Understand the basics of capital gains tax

Before diving into strategies to avoid capital gains tax in Florida, it’s important to understand what capital gains tax is and how it works. A capital gain is the profit you earn from the sale of a capital asset, like stocks, bonds, and, in this case, real estate. Those profits are taxed by the government, hence capital gains tax. You only have to worry about paying capital gains taxes when an asset is sold.

There is no state capital gains tax in Florida, as the state has no state income tax at all. This applies even if you live out of state and own a summer home in Florida. But you are still subject to federal capital gains taxes when you sell your property. The precise rate you’ll end up paying depends on factors such as your income level and how long you’ve owned the property. The current tax rate is between 15-20% of the total sale value of the property.

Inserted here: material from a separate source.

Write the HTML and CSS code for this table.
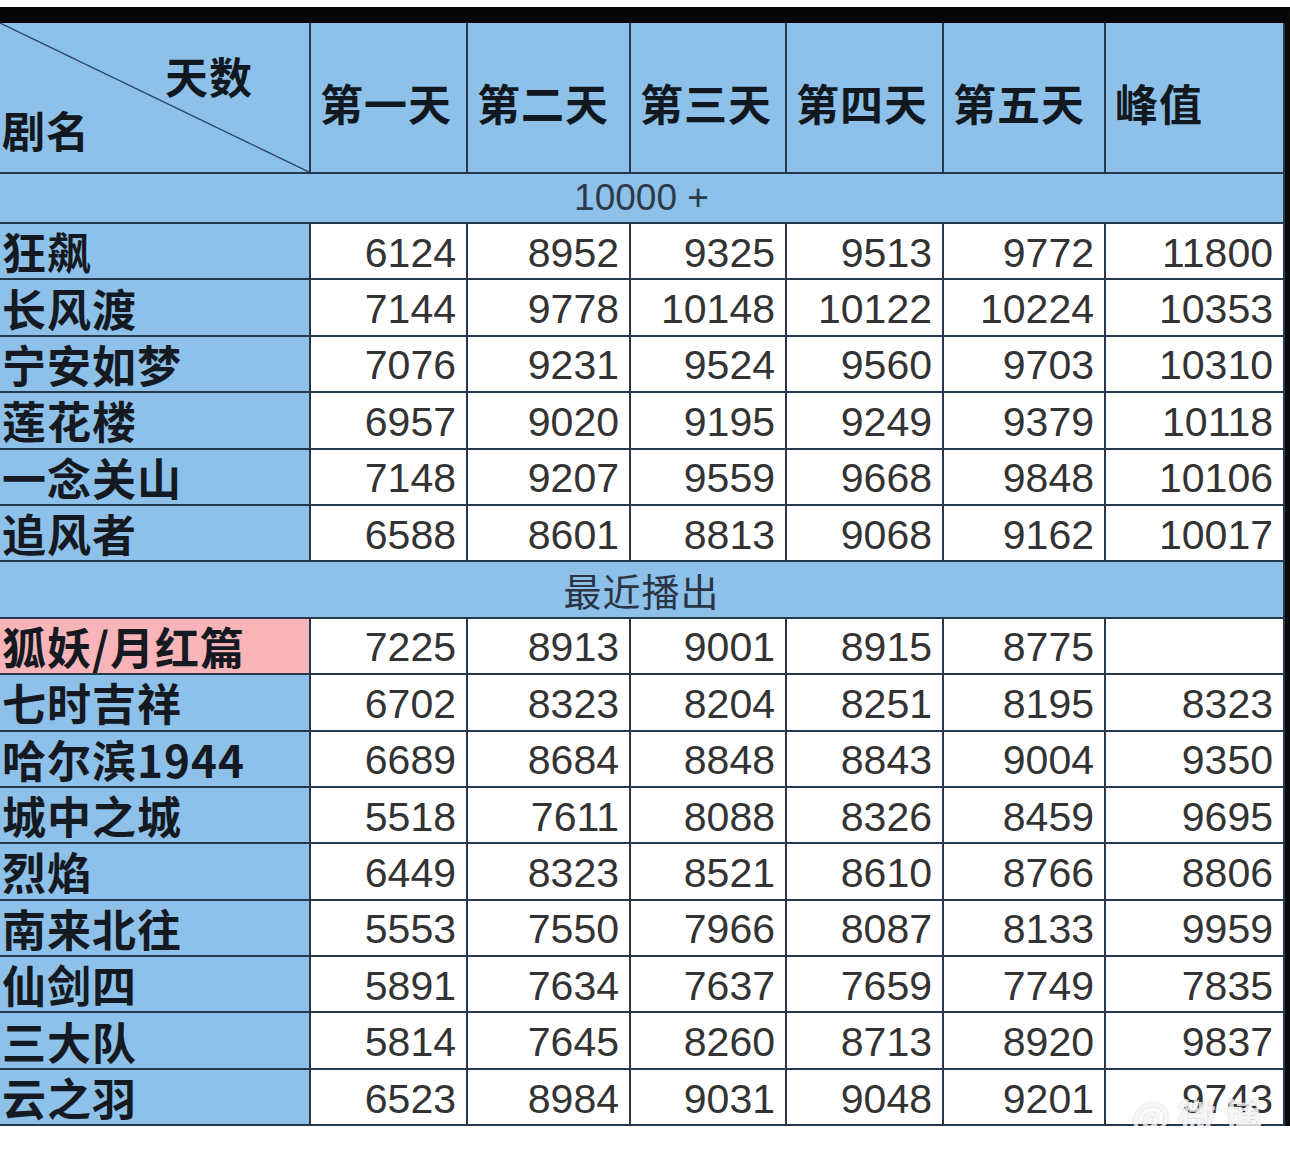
FILE: index.html
```html
<!DOCTYPE html>
<html lang="zh">
<head>
<meta charset="utf-8">
<title>收视数据</title>
<link rel="stylesheet" href="styles.css">
</head>
<body>
<div class="frame">
  <table class="sheet">
    <colgroup>
      <col class="c0"><col class="c1"><col class="c2"><col class="c3"><col class="c4"><col class="c5"><col class="c6">
    </colgroup>
    <thead>
      <tr class="head">
        <th class="corner">
          <div class="hcell corner-box">
            <div class="days">天数</div>
            <div class="drama">剧名</div>
          </div>
        </th>
        <th><div class="hcell">第一天</div></th>
        <th><div class="hcell">第二天</div></th>
        <th><div class="hcell">第三天</div></th>
        <th><div class="hcell">第四天</div></th>
        <th><div class="hcell">第五天</div></th>
        <th><div class="hcell">峰值</div></th>
      </tr>
    </thead>
    <tbody>
      <tr class="group first"><td colspan="7">10000 +</td></tr>
      <tr><th>狂飙</th><td>6124</td><td>8952</td><td>9325</td><td>9513</td><td>9772</td><td>11800</td></tr>
      <tr><th>长风渡</th><td>7144</td><td>9778</td><td>10148</td><td>10122</td><td>10224</td><td>10353</td></tr>
      <tr><th>宁安如梦</th><td>7076</td><td>9231</td><td>9524</td><td>9560</td><td>9703</td><td>10310</td></tr>
      <tr><th>莲花楼</th><td>6957</td><td>9020</td><td>9195</td><td>9249</td><td>9379</td><td>10118</td></tr>
      <tr><th>一念关山</th><td>7148</td><td>9207</td><td>9559</td><td>9668</td><td>9848</td><td>10106</td></tr>
      <tr><th>追风者</th><td>6588</td><td>8601</td><td>8813</td><td>9068</td><td>9162</td><td>10017</td></tr>
      <tr class="group"><td colspan="7" class="cjk">最近播出</td></tr>
      <tr><th class="pink">狐妖/月红篇</th><td>7225</td><td>8913</td><td>9001</td><td>8915</td><td>8775</td><td></td></tr>
      <tr><th>七时吉祥</th><td>6702</td><td>8323</td><td>8204</td><td>8251</td><td>8195</td><td>8323</td></tr>
      <tr><th>哈尔滨1944</th><td>6689</td><td>8684</td><td>8848</td><td>8843</td><td>9004</td><td>9350</td></tr>
      <tr><th>城中之城</th><td>5518</td><td>7611</td><td>8088</td><td>8326</td><td>8459</td><td>9695</td></tr>
      <tr><th>烈焰</th><td>6449</td><td>8323</td><td>8521</td><td>8610</td><td>8766</td><td>8806</td></tr>
      <tr><th>南来北往</th><td>5553</td><td>7550</td><td>7966</td><td>8087</td><td>8133</td><td>9959</td></tr>
      <tr><th>仙剑四</th><td>5891</td><td>7634</td><td>7637</td><td>7659</td><td>7749</td><td>7835</td></tr>
      <tr><th>三大队</th><td>5814</td><td>7645</td><td>8260</td><td>8713</td><td>8920</td><td>9837</td></tr>
      <tr><th>云之羽</th><td>6523</td><td>8984</td><td>9031</td><td>9048</td><td>9201</td><td>9743</td></tr>
    </tbody>
  </table>
  <div class="watermark">@微博</div>
</div>
</body>
</html>
```

FILE: styles.css
```css
html, body {
  margin: 0;
  padding: 0;
  background: #ffffff;
}

.frame {
  position: relative;
  width: 1284px;
  margin-top: 7px;
  border-top: 16px solid #050505;
  border-right: 6px solid #0a0a0a;
}

.sheet {
  border-collapse: collapse;
  table-layout: fixed;
  width: 1284px;
}

.c0 { width: 310px; }
.c1 { width: 157px; }
.c2 { width: 163px; }
.c3 { width: 156px; }
.c4 { width: 157px; }
.c5 { width: 162px; }
.c6 { width: 179px; }

.sheet th,
.sheet td {
  border: 2px solid #26384c;
  padding: 0;
}

.sheet thead th { border-top: none; }
.sheet th:first-child { border-left: none; }

.head th {
  background: #8dc1e9;
  font-family: "Noto Sans CJK SC", "Noto Sans", sans-serif;
  font-weight: 700;
  font-size: 43px;
  color: #121820;
  text-align: left;
  letter-spacing: 1px;
  vertical-align: top;
  white-space: nowrap;
}

.hcell {
  box-sizing: border-box;
  height: 149px;
  display: flex;
  align-items: center;
  padding: 8px 0 0 9px;
  line-height: 52px;
}

.head th.corner {
  background:
    linear-gradient(to top right, transparent calc(50% - 1.2px), #1f3650 50%, transparent calc(50% + 1.2px)),
    #8dc1e9;
}

.corner-box {
  display: flex;
  flex-direction: column;
  align-items: stretch;
  justify-content: flex-start;
  padding: 26px 0 0 2px;
}

.corner .days {
  text-align: right;
  padding-right: 56px;
  line-height: 52px;
}

.corner .drama {
  line-height: 52px;
  margin-top: 2px;
}

.sheet tbody tr {
  height: 56.4px;
}

.sheet tbody th {
  background: #8dc1e9;
  font-family: "Noto Sans CJK SC", "Noto Sans", sans-serif;
  font-weight: 700;
  font-size: 44px;
  color: #151a22;
  text-align: left;
  padding: 0 0 0 2px;
  line-height: 52px;
  white-space: nowrap;
  letter-spacing: 1px;
}

.sheet tbody th.pink {
  background: #f8b4b8;
}

.sheet tbody td {
  background: #ffffff;
  font-family: "Liberation Sans", Arial, sans-serif;
  font-size: 41px;
  color: #333333;
  text-align: right;
  padding: 3px 10px 0 0;
  line-height: 50px;
}

.sheet tr.group {
  height: 50px;
}

.sheet tr.group td {
  background: #8dc1e9;
  text-align: center;
  padding: 0;
  font-size: 37px;
  color: #2c3a4a;
  line-height: 46px;
  border-left: none;
}

.sheet tr.group:not(.first) {
  height: 56.4px;
}

.sheet tr.group td.cjk {
  font-family: "Noto Sans CJK SC", "Noto Sans", sans-serif;
  font-size: 38px;
  font-weight: 400;
  color: #2a3444;
  letter-spacing: 1px;
}

.watermark {
  position: absolute;
  right: 14px;
  top: 1070px;
  font-family: "Noto Sans CJK SC", sans-serif;
  font-size: 38px;
  font-weight: 700;
  line-height: 44px;
  color: rgba(255, 255, 255, 0.8);
  text-shadow: 0 0 3px rgba(0, 0, 0, 0.2);
  letter-spacing: 8px;
}
```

There are two types of capital gains — short-term and long-term. Short-term capital gains tax is a tax on the profit you make from the sale of an asset you have owned for one year or less. A long-term capital gains tax is a tax on the profit you make from the sale of an asset you have held for over a year.

Both short-term and long-term capital gains are taxed based on your income tax bracket. Long-term capital gains are taxed at 0%, 15%, or 20%, according to graduated income thresholds, while short-term capital gains are taxed as ordinary income and that rate can go up to 37% in 2023. The average tax rate for home sellers reporting long-term gains is at 15% or lower. By understanding the basics of capital gains tax, you can better plan your asset sales and take advantage of tax-saving strategies.

Can You Minimize Your Tax Liability, or Avoid Paying Capital Gains Taxes altogether?

The answer to both questions is a resounding yes, provided you follow IRS rules and meet a few conditions.

The 2-Out-of-5-Year Rule

One strategy to avoid capital gains tax in Florida is to take advantage of the primary residence exclusion is the “2 Out of 5 Year Rule.” This rule lets an individual exclude up to $250,000 in capital gains taxes from the sale of a home and up to $500,000 for married couples that file jointly. But there are some stipulations. The biggest requirement for taking advantage of this exclusion is that you have to have owned the residence and lived in it for at least two years. The two years don’t have to be consecutive, however. You just need to prorate your exclusion based on the amount of time you actually occupied the home.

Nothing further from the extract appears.